Em uma participação especial, Matthew Rhys surge logo nas primeiras cenas como um traficante prestes a cometer o seu último ato: a bordo de um pequeno avião prestes a cair, ele joga pela porta aberta a carga que estava transportando – quilos de cocaína – e, ao se preparar para pular de paraquedas, acaba tropeçando e ficando preso, o que lhe garante o mesmo destino da aeronave. Assim, ao invés de uma repetição do “verão da lata” – como aconteceu no litoral brasileiro em 1987 (quando milhares de pacotes contendo cannabis chegaram às praias de Cabo Frio, RJ, até Cassino, RS, após terem sido atiradas em mar aberto por traficantes internacionais) – o que acontece é um ‘piquenique da carreira solta’, por assim dizer. E com um único participante: a tal ursa, que acaba sendo a primeira a encontrar o presente que veio do céu. Assim, possuída pelos efeitos alucinógenos e potencializadores do narcótico, também aumenta sua selvageria e os ataques contra qualquer um que se coloque no seu caminho. Que pode ser desde uma inocente dupla de turistas (entre eles, Kristofer Hivju, de Game of Thrones, 2013-2019) até os verdadeiros donos das drogas, liderados pelo mafioso vivido por Ray Liotta (em um dos seus últimos trabalhos antes de sua prematura morte, em maio de 2022, o que certamente afetou o seu tempo em cena nessa produção).
Tanto é que, antes dele próprio colocar as mãos na massa, por assim dizer, Liotta ordena a alguns capangas a missão de recuperar o que havia sido perdido. Entre estes estão Alden Ehrenreich (como o filho insatisfeito do mafioso que aspira por uma mudança em sua vida) e O’Shea Jackson Jr. (Straight Outta Compton: A História do N.W.A., 2015), um bandido de bom coração, mas disposto ao que for preciso para fazer o que lhe foi ordenado. No encalço dos dois há ainda um policial (Isiah Whitlock Jr., de Destacamento Blood, 2020), indeciso entre a novata que o vê como um mentor (Ayoola Smart, de Juliet: Nua e Crua, 2018) e uma cachorra recém-adotada. O mais engraçado é que essa descrição aponta apenas para a ponta do iceberg – e nem chega a indicar os verdadeiros protagonistas. Essa posição caberia à professora Sari (Keri Russell, que infelizmente não chega a dividir a tela com Rhys, seu companheiro pelos cinco anos de The Americans, 2013-2018). Quando sua filha pequena desaparece, resolve ir mata adentro em busca da pequena, sem ter noção do perigo que as cercam. Já a garota (a ótima Brooklynn Prince, de Projeto Flórida, 2017) está com o melhor amigo quando são atacados pela ursa – e, mesmo assim, conseguem escapar ilesos. Esse quadro caótico se completa com o acréscimo de uma guarda-florestal apaixonada (Margo Martindale, deliciosamente sem paciência), um burocrata sem noção (Jesse Tyler Ferguson, de Modern Family, 2009-2020) e um trio de delinquentes juvenis.
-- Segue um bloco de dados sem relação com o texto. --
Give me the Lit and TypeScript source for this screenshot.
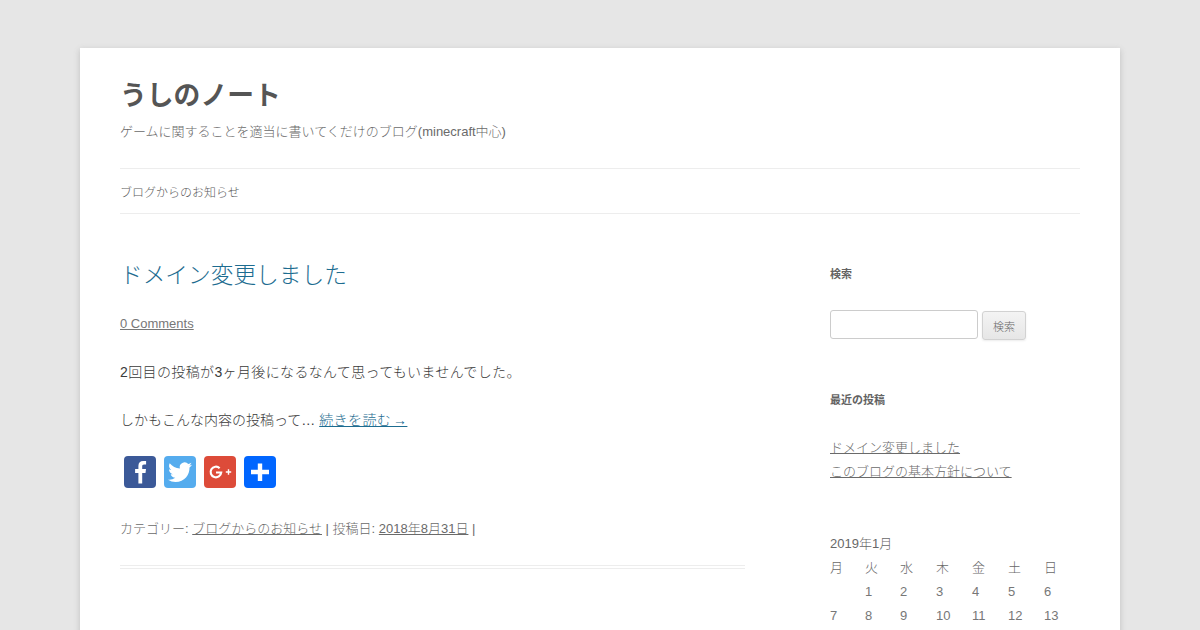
import { LitElement, html, css } from "lit";
import { customElement } from "lit/decorators.js";

const week1 = ["", "1", "2", "3", "4", "5", "6"];
const week2 = ["7", "8", "9", "10", "11", "12", "13"];
const head = ["月", "火", "水", "木", "金", "土", "日"];

@customElement("app-root")
export class AppRoot extends LitElement {
  static styles = css`
    :host {
      display: block;
      height: 630px;
      overflow: hidden;
      background: #e6e6e6;
      font-family: "Liberation Sans", "Noto Sans CJK JP", sans-serif;
      font-weight: 300;
      color: #3a3a3a;
      font-size: 14px;
    }
    a { color: #6a6a6a; text-decoration: underline; }
    .page {
      margin: 48px 80px 0;
      padding: 0 40px;
      background: #fff;
      box-shadow: 0 2px 6px rgba(100, 100, 100, 0.3);
      height: 700px;
    }
    header { padding-top: 25px; }
    h1 { margin: 0; font-size: 26.8px; line-height: 47px; font-weight: bold; color: #555; }
    .tag { margin: 0; font-size: 13px; line-height: 24px; color: #6a6a6a; height: 24px; }
    nav {
      margin-top: 24px;
      border-top: 1px solid #ededed;
      border-bottom: 1px solid #ededed;
      height: 44px;
      display: flex;
      align-items: center;
      font-size: 12px;
      color: #5c5c5c;
    }
    .cols { display: flex; justify-content: space-between; padding-top: 48px; }
    main { width: 625px; }
    aside { width: 250px; padding-top: 4px; }
    h2.title { margin: 0; font-size: 22.7px; line-height: 26px; font-weight: 300; color: #1d6c90; }
    .comments { font-size: 13px; line-height: 24px; margin-top: 24px; }
    .comments a { color: #777; }
    p { margin: 0; line-height: 24px; }
    .c1 { margin-top: 24px; letter-spacing: 0.37px; }
    .c2 { margin-top: 24px; }
    .more { color: #1d6c90; letter-spacing: 0.4px; word-spacing: -2.5px; }
    .share { display: flex; gap: 8px; margin: 24px 0 0 4px; }
    .share svg { display: block; width: 32px; height: 32px; }
    .meta { margin-top: 29px; font-size: 13px; line-height: 24px; color: #6a6a6a; }
    .rule { margin-top: 24px; height: 2px; border-top: 1px solid #ededed; border-bottom: 1px solid #ededed; }
    h3 { margin: 0; font-size: 11px; line-height: 16px; font-weight: bold; color: #636363; }
    .search { display: flex; gap: 4px; align-items: flex-start; margin-top: 28px; }
    .search input {
      box-sizing: border-box; width: 148px; height: 29px; margin: 0; padding: 0;
      border: 1px solid #ccc; border-radius: 3px; background: #fff;
    }
    .search button {
      box-sizing: border-box; width: 44px; height: 29px; margin: 1px 0 0; padding: 0;
      font: 300 11px "Liberation Sans", "Noto Sans CJK JP", sans-serif;
      color: #6a6a6a;
      border: 1px solid #d2d2d2; border-radius: 3px;
      background: linear-gradient(#f4f4f4, #e6e6e6);
      box-shadow: 0 1px 2px rgba(64, 64, 64, 0.1);
    }
    .recent-h { margin-top: 52px; }
    .recent { margin-top: 28px; font-size: 13px; line-height: 24px; }
    .recent a { display: block; width: max-content; }
    .cal { margin-top: 48px; font-size: 13px; line-height: 24px; color: #686868; }
    .row { display: grid; grid-template-columns: 35px 35px 36px 36px 36px 36px 36px; }
    .nums { color: #777; }
  `;

  render() {
    const row = (r: string[], cls = "") =>
      html`<div class="row ${cls}">${r.map((d) => html`<span>${d}</span>`)}</div>`;
    return html`
      <div class="page">
        <header>
          <h1>うしのノート</h1>
          <p class="tag">ゲームに関することを適当に書いてくだけのブログ(minecraft中心)</p>
          <nav>ブログからのお知らせ</nav>
        </header>
        <div class="cols">
          <main>
            <h2 class="title">ドメイン変更しました</h2>
            <div class="comments"><a href="#">0 Comments</a></div>
            <p class="c1">2回目の投稿が3ヶ月後になるなんて思ってもいませんでした。</p>
            <p class="c2">しかもこんな内容の投稿って… <a class="more" href="#">続きを読む →</a></p>
            <div class="share">
              <svg viewBox="0 0 32 32"><rect width="32" height="32" rx="4" fill="#3b5998"/><path fill="#fff" d="M18.200 27.400V16.900h3.300l.5-4h-3.800v-2.400c0-1.100.4-1.900 1.900-1.900h2V5.100c-.5-.1-1.600-.2-2.900-.2-2.900 0-4.800 1.800-4.800 5v3h-3.300v4h3.300v10.500z"/></svg>
              <svg viewBox="0 0 32 32"><rect width="32" height="32" rx="4" fill="#55acee"/><path fill="#fff" d="M28 8.700c-.9.4-1.800.7-2.800.8 1-.6 1.800-1.600 2.200-2.700-1 .6-2 1-3.100 1.200a4.900 4.900 0 0 0-8.400 4.500C11.800 12.300 8.200 10.300 5.700 7.300c-1.300 2.300-.7 5.100 1.500 6.600-.8 0-1.500-.2-2.200-.6 0 2.400 1.700 4.400 3.900 4.900-.7.200-1.500.2-2.200.1.600 2 2.400 3.400 4.600 3.400A9.900 9.900 0 0 1 4 23.700 14 14 0 0 0 11.500 26c9.100 0 14.300-7.700 14-14.600 1-.7 1.800-1.600 2.500-2.700z"/></svg>
              <svg viewBox="0 0 32 32"><rect width="32" height="32" rx="4" fill="#dd4b39"/><path fill="none" stroke="#fff" stroke-width="2.200" d="M15.600 12.200a5.300 5.300 0 1 0 1.600 4.300H12"/><path fill="#fff" d="M23.800 13.300h1.400v2h2v1.400h-2v2h-1.400v-2h-2v-1.400h2z"/></svg>
              <svg viewBox="0 0 32 32"><rect width="32" height="32" rx="4" fill="#0166ff"/><path fill="#fff" d="M13.800 7.500h4.400v6.300h6.800v4.400h-6.800v6.800h-4.400v-6.800H7v-4.400h6.800z"/></svg>
            </div>
            <div class="meta">カテゴリー: <a href="#">ブログからのお知らせ</a> | 投稿日: <a href="#">2018年8月31日</a> |</div>
            <div class="rule"></div>
          </main>
          <aside>
            <h3>検索</h3>
            <div class="search"><input type="text" /><button>検索</button></div>
            <h3 class="recent-h">最近の投稿</h3>
            <div class="recent">
              <a href="#">ドメイン変更しました</a>
              <a href="#">このブログの基本方針について</a>
            </div>
            <div class="cal">
              <div>2019年1月</div>
              ${row(head)}${row(week1, "nums")}${row(week2, "nums")}
            </div>
          </aside>
        </div>
      </div>
    `;
  }
}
Algo que começa de forma até mesmo banal – uma fuga desajeitada, uma criança perdida, um casal improvável, um acerto de contas entre polícia e ladrão que começa mal e dali em diante só piora – passa a envolver todas as suas pontas soltas em um crescente de anarquia e confusão que se torna quase impossível não se deixar levar por tamanho espanto e exercício do bizarro. O Urso do Pó Branco, como dito anteriormente, foi inspirado em um fato. Pois então, quem acreditaria em um animal que se torna assassino após consumir quilos de cocaína? Na vida real, o bicho acabou morto, e de overdose – obviamente. Nessa farsa levada às telas, ele não só encontra disposição para lutar pelos filhotes ameaçados – em um cenário que lembra os momentos drásticos finais de Branca de Neve e os Sete Anões (1937) – como também se deixa levar pelo momento, desmaiando em cima de ameaças e assustando mais do que partindo para a ação (não que a violência gráfica não se faça presente quando necessária). Enfim, é uma grande brincadeira, e como tal deve ser encarada: alucinada, impossível, despropositada. E, ainda assim, tímida diante do que se acredita ter de fato ocorrido.